[1811.00102] On the Persistence of Clustering Solutions and True Number of Clusters in a Dataset
Our simulations demonstrate the efficacy of this uncomplicated approach and experimental results shows that our method outperforms many other existing methods in literature.

Abstract: Typically clustering algorithms provide clustering solutions with
prespecified number of clusters. The lack of a priori knowledge on the true
number of underlying clusters in the dataset makes it important to have a
metric to compare the clustering solutions with different number of clusters.
This article quantifies a notion of persistence of clustering solutions that
enables comparing solutions with different number of clusters. The persistence
relates to the range of data-resolution scales over which a clustering solution
persists; it is quantified in terms of the maximum over two-norms of all the
associated cluster-covariance matrices.

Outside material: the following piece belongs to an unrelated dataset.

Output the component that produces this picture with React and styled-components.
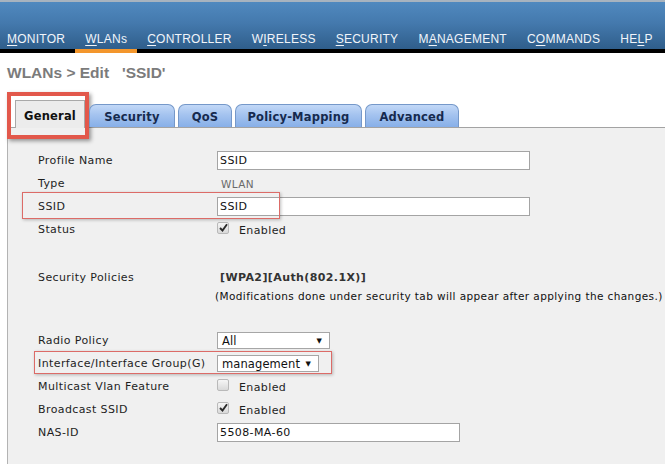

Thus we associate a persistence value
for each element in a set of clustering solutions with different number of
clusters. We show that the datasets where natural clusters are a priori known,
the clustering solutions that identify the natural clusters are most persistent
- in this way, this notion can be used to identify solutions with true number
of clusters. Detailed experiments on a variety of standard and synthetic
datasets demonstrate that the proposed persistence-based indicator outperforms
the existing approaches, such as, gap-statistic method, $X$-means, $G$-means,
$PG$-means, dip-means algorithms and information-theoretic method, in
accurately identifying the clustering solutions with true number of clusters.
Interestingly, our method can be explained in terms of the phase-transition
phenomenon in the deterministic annealing algorithm, where the number of
distinct cluster centers changes (bifurcates) with respect to an annealing
parameter.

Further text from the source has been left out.